ANNAPOLIS, Md. (AP) - The state of Maryland on Thursday announced a $2.2 million settlement in its suit against the owners of Neiswanger Management Services, a nursing home company that routinely discharged patients when their Medicare coverage ran out and they had no income for further care.
Capital News Service ran a series in September 2016, called “Discharging Trouble ,” that shared the stories of several patients who, at the end of their coverage, had been left at the doorstep of unlicensed assisted living homes where they alleged they were assaulted and robbed.
Following the series, the Maryland Attorney General’s office filed suit against the company, which ran five nursing homes in the state, but accounted for about 67 percent of the state’s involuntary patient-discharges between January 2015 and May 2016, according to a complaint filed as part of the lawsuit.
There were 225 other nursing homes in the state at the time, according to the document.
“Each year, NMS unlawfully evicts from its nursing facilities hundreds of frail, infirm, mentally ill, and physically and intellectually disabled people,” Attorney General Brian Frosh wrote in the complaint.
Frosh then argued that by discharging patients in “unfair or unsafe” ways, the company directly violated provisions of receiving Medicaid, which prohibits nursing homes from taking payments for some patients while improperly discharging others.
The state asked the court to charge the company $10,000 per Medicaid claim it filed in the 16-month period.
Neiswanger filed a countersuit in March 2018, alleging the company was being unfairly targeted by state officials, Capital News Service reported .
Frosh said this would be dismissed as a term of the settlement.
In a statement Friday, Ian Prior, a spokesman for Neiswanger Management Services wrote, “The State of Maryland has agreed to walk away from its supposed blockbuster of a lawsuit against NMS, throwing in the towel for a tiny fraction of what it originally demanded. . What the State really gets is this: NMS will drop its retaliation lawsuit against top State officials, sparing them from the embarrassment of a trial.”

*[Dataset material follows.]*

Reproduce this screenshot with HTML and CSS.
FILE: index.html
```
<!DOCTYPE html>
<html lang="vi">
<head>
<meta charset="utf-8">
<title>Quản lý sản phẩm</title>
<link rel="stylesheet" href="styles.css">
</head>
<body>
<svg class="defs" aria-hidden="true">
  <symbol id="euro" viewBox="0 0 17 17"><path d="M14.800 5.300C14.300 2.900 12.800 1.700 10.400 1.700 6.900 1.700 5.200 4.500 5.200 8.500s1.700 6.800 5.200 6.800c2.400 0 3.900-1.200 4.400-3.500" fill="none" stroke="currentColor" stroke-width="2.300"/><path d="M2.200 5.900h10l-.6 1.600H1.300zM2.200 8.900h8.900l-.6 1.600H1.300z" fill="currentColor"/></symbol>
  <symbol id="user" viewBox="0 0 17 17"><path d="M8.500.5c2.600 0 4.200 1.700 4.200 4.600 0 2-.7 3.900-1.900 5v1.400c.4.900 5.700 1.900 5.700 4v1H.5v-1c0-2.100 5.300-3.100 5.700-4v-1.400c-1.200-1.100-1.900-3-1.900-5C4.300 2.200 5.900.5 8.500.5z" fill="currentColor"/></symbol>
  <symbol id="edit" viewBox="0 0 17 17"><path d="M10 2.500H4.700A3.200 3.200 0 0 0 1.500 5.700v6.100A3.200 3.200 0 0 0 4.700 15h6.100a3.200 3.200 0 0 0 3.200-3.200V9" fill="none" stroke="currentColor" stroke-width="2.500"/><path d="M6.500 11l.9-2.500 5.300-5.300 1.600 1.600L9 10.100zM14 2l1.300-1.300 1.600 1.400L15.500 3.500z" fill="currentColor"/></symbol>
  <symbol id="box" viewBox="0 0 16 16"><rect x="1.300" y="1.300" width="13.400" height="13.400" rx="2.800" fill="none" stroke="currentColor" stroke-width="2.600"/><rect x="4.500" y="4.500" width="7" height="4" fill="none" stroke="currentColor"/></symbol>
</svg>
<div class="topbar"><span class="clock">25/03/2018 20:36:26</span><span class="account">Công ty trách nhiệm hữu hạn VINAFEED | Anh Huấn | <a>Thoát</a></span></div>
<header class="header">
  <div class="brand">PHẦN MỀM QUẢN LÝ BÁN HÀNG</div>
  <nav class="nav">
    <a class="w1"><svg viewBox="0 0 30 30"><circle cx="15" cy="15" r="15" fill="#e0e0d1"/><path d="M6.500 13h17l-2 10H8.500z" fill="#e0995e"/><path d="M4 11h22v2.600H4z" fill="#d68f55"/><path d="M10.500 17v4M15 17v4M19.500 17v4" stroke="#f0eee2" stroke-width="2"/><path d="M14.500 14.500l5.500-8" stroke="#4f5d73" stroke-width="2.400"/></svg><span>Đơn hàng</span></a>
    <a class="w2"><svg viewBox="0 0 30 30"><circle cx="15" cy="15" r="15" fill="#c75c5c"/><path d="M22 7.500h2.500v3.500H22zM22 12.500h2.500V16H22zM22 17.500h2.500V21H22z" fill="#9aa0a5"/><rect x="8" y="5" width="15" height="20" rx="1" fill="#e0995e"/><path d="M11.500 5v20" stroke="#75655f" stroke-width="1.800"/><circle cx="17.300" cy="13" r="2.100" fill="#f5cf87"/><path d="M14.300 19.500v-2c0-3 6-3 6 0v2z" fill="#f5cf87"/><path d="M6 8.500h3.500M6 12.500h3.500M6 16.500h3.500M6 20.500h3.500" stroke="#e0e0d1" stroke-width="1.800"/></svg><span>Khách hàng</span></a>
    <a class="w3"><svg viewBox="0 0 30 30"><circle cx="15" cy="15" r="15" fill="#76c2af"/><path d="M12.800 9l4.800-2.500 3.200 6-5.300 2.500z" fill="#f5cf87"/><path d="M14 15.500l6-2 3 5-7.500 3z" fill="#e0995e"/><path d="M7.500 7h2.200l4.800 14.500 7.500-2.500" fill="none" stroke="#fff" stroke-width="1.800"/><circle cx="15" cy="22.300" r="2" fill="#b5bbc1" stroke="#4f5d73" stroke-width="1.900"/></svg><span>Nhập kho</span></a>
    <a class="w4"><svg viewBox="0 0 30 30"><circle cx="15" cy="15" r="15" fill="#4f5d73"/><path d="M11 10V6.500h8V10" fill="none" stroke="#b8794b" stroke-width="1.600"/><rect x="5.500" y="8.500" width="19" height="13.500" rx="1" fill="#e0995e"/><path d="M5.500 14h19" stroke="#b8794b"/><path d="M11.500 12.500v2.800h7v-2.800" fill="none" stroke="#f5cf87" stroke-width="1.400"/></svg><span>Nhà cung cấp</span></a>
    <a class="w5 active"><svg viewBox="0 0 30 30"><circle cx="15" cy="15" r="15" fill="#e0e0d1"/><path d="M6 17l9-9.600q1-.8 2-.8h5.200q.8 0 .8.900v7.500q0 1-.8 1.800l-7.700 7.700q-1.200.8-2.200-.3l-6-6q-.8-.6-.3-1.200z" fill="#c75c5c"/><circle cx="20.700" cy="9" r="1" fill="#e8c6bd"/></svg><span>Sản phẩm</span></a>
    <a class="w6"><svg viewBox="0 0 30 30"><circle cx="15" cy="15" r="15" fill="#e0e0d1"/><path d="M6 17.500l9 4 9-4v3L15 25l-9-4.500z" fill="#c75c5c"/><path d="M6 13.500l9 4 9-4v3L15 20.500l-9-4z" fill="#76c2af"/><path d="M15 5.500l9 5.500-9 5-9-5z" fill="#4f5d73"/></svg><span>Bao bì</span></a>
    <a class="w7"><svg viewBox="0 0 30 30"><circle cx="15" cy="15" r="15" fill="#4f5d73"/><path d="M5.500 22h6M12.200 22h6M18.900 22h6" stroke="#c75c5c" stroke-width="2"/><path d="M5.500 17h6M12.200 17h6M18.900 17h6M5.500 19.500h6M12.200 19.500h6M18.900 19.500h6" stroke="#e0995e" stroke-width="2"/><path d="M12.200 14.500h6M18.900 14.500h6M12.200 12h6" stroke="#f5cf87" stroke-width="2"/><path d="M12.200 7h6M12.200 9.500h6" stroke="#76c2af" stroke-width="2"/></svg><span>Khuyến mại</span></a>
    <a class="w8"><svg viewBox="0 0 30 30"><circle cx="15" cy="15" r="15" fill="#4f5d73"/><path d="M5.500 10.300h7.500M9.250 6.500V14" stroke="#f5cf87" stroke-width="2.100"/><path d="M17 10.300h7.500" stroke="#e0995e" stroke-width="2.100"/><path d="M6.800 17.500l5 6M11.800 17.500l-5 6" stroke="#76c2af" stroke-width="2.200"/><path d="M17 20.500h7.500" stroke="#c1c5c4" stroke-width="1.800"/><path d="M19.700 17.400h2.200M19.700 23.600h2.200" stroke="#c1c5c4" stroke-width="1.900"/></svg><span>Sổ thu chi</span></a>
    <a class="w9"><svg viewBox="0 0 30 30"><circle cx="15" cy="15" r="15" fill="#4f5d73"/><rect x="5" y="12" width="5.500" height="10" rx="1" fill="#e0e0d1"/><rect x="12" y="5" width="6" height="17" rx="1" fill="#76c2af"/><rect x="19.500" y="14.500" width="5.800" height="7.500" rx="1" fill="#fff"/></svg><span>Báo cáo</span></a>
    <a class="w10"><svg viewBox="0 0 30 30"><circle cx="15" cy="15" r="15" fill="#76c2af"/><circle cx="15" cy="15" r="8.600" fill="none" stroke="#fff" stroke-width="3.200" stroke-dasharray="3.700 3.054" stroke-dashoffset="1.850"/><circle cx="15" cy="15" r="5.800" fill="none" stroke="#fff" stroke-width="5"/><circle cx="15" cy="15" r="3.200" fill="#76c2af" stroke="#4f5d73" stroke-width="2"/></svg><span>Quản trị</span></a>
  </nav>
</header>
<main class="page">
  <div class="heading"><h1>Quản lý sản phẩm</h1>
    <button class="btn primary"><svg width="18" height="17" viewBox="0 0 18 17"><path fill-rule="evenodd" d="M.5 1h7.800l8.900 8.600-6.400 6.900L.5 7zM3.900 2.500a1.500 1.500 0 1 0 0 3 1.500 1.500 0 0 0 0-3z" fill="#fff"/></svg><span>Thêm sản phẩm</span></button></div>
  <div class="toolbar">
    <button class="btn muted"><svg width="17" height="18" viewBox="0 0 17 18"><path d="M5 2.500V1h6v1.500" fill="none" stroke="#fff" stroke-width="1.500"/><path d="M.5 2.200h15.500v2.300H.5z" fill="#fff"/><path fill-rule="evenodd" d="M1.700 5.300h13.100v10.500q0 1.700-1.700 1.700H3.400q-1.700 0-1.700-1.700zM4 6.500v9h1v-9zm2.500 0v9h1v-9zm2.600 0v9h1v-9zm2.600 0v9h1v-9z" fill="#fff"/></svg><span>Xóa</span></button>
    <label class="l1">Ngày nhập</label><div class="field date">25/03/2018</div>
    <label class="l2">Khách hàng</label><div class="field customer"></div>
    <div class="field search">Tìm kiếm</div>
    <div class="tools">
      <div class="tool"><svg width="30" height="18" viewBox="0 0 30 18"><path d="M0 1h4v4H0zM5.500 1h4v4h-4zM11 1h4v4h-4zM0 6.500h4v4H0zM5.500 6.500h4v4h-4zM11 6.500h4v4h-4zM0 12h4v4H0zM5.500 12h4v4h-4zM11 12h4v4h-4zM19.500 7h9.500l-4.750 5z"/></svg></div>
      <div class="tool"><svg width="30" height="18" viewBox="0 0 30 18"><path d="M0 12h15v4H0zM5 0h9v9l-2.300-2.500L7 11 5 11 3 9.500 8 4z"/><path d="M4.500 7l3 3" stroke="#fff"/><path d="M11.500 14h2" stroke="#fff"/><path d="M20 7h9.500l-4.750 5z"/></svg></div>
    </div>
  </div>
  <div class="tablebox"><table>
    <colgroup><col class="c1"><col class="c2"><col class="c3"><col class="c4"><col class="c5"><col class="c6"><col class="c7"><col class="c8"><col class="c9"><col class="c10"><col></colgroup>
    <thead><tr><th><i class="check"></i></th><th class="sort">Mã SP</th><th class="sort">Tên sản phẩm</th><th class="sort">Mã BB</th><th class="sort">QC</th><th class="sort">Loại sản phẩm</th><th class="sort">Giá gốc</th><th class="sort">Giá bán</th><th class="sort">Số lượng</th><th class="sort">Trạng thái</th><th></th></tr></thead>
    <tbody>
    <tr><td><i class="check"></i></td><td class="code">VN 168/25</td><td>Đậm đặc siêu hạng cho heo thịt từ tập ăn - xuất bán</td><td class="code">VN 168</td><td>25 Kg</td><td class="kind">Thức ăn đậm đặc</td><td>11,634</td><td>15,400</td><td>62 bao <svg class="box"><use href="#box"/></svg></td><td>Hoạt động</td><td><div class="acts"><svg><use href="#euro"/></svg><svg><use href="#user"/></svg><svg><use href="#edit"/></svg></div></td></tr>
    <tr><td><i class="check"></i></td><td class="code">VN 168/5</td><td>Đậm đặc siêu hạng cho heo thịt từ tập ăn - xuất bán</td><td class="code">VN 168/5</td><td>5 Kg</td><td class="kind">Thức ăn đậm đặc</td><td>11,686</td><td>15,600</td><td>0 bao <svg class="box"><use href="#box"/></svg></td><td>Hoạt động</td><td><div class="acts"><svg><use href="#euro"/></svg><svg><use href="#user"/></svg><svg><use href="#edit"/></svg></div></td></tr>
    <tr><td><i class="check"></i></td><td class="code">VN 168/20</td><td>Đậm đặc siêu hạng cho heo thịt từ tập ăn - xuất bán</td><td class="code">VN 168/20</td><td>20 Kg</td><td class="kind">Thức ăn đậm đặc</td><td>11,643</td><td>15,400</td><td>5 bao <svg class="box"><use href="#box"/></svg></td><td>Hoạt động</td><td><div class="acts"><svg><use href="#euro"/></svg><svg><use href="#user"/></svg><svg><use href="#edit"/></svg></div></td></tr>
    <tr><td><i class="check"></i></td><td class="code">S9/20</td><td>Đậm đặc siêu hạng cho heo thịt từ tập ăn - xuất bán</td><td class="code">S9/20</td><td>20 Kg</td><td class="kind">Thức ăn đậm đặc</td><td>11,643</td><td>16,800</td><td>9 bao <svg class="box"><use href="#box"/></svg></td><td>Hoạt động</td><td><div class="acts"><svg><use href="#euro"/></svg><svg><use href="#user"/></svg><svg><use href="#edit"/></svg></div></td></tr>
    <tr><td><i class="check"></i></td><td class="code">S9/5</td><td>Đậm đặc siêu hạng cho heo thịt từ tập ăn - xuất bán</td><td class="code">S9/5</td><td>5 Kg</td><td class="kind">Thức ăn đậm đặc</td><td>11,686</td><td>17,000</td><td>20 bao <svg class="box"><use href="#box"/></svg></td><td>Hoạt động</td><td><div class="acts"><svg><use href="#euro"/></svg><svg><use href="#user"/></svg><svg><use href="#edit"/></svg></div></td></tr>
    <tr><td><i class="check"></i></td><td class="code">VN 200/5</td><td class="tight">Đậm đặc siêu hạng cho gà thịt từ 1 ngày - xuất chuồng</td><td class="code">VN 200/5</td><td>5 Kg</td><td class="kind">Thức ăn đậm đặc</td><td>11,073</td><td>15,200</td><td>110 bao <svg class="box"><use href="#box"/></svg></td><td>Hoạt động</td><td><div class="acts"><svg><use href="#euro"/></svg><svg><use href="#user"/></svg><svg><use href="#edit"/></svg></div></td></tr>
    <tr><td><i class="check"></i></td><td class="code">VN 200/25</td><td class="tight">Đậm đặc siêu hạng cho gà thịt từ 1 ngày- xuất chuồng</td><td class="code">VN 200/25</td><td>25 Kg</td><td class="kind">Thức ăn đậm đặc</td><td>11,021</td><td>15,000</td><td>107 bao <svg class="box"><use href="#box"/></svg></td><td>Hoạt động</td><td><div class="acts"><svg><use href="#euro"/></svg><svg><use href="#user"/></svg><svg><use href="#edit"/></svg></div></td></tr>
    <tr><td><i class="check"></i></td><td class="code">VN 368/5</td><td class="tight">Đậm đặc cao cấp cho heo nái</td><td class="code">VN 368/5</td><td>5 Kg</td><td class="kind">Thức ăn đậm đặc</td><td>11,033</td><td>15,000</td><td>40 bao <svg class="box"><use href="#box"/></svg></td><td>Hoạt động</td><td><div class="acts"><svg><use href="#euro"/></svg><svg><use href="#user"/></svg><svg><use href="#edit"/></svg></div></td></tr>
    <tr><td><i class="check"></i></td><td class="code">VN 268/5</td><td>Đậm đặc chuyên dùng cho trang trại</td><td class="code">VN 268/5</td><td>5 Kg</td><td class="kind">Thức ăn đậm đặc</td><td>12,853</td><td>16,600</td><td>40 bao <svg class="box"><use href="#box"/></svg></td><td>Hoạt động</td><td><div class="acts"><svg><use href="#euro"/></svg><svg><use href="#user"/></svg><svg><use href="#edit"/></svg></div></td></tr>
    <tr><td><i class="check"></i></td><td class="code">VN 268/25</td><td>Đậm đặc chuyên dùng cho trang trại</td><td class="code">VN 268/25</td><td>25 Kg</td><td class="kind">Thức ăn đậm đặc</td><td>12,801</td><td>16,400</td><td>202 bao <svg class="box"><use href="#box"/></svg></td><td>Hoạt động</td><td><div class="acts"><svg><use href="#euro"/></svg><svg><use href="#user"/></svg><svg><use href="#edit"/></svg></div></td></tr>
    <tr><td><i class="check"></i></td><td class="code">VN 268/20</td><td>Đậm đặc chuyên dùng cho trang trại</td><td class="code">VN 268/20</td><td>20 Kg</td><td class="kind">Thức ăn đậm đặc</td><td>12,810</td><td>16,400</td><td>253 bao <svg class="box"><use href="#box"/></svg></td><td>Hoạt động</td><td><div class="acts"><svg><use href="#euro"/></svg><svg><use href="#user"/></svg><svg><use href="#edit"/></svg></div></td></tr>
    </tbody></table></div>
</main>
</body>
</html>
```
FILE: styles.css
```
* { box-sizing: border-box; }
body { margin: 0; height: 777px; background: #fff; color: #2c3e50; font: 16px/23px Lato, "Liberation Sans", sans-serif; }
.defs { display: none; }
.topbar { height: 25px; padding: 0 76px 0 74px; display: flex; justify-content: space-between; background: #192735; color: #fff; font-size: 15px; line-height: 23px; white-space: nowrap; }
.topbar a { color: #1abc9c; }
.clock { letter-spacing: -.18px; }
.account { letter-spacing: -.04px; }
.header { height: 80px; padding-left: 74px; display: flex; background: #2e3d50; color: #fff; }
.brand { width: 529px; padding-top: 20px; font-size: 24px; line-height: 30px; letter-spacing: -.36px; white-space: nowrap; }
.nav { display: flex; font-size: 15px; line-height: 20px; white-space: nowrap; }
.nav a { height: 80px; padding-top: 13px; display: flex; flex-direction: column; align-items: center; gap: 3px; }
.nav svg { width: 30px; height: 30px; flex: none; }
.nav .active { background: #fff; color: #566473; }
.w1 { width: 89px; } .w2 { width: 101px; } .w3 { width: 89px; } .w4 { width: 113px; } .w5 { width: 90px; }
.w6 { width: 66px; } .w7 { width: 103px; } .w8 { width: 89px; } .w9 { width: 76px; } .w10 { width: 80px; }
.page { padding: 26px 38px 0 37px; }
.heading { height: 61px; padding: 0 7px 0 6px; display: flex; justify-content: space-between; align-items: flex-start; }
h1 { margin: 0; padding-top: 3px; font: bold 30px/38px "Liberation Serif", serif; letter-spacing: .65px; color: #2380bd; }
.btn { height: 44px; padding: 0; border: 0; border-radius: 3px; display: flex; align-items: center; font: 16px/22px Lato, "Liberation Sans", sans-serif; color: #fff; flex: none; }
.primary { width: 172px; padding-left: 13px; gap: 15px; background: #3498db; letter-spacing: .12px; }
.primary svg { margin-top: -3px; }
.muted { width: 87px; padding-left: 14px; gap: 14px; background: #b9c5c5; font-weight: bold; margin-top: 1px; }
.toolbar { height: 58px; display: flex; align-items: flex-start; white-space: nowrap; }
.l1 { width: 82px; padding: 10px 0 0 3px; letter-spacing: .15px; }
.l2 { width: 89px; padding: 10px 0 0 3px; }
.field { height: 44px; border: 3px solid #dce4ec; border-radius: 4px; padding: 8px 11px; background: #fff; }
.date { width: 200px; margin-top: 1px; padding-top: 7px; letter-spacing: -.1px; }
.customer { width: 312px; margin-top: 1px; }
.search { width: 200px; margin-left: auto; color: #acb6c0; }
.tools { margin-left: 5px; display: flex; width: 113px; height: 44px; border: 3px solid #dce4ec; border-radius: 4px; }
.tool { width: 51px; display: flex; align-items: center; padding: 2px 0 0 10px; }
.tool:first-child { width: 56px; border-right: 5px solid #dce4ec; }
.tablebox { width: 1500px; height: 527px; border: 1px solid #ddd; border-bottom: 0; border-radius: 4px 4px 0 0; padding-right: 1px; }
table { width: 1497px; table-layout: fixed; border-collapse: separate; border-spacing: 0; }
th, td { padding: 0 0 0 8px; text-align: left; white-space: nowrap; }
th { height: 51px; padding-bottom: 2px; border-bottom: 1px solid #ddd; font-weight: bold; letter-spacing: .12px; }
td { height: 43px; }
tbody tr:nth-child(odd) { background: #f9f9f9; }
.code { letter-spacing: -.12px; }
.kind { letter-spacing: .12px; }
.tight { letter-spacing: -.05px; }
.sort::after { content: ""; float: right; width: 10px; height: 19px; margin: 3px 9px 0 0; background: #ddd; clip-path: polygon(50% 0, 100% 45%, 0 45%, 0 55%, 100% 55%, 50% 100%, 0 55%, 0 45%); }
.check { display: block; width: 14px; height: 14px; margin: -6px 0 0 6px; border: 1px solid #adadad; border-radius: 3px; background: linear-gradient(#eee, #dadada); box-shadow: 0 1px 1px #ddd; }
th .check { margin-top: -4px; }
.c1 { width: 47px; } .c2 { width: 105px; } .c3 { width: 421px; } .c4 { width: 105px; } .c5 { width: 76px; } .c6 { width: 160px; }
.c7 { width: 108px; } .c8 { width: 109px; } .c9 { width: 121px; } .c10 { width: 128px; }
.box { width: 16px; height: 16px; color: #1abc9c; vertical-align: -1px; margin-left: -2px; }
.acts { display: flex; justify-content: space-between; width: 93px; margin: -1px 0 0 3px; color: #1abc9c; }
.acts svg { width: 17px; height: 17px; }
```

Frosh spokeswoman Raquel Coombs said the settlement “sends an appropriate, additional message that this type of conduct is inhumane and unacceptable.”
“As a result of its egregious conduct, NMS is no longer in business in Maryland and is permanently prohibited from returning to business,” Coombs said, adding that “no additional frail, vulnerable patients will be harmed.”
“They were very bad actors; they were taking advantage of the most vulnerable in our state,” Frosh said in an interview with Capital News Service this week. “They were not providing a level of care that they should have provided.”
He said the company had already stopped offering nursing home care when they reached a settlement, but the state wanted to continue prosecuting the owners of Neiswanger Management Services.
“The point is, these guys were cheating the state, and they were endangering the lives of the people who were in their care, so they are no longer doing business as NMS,” Frosh said.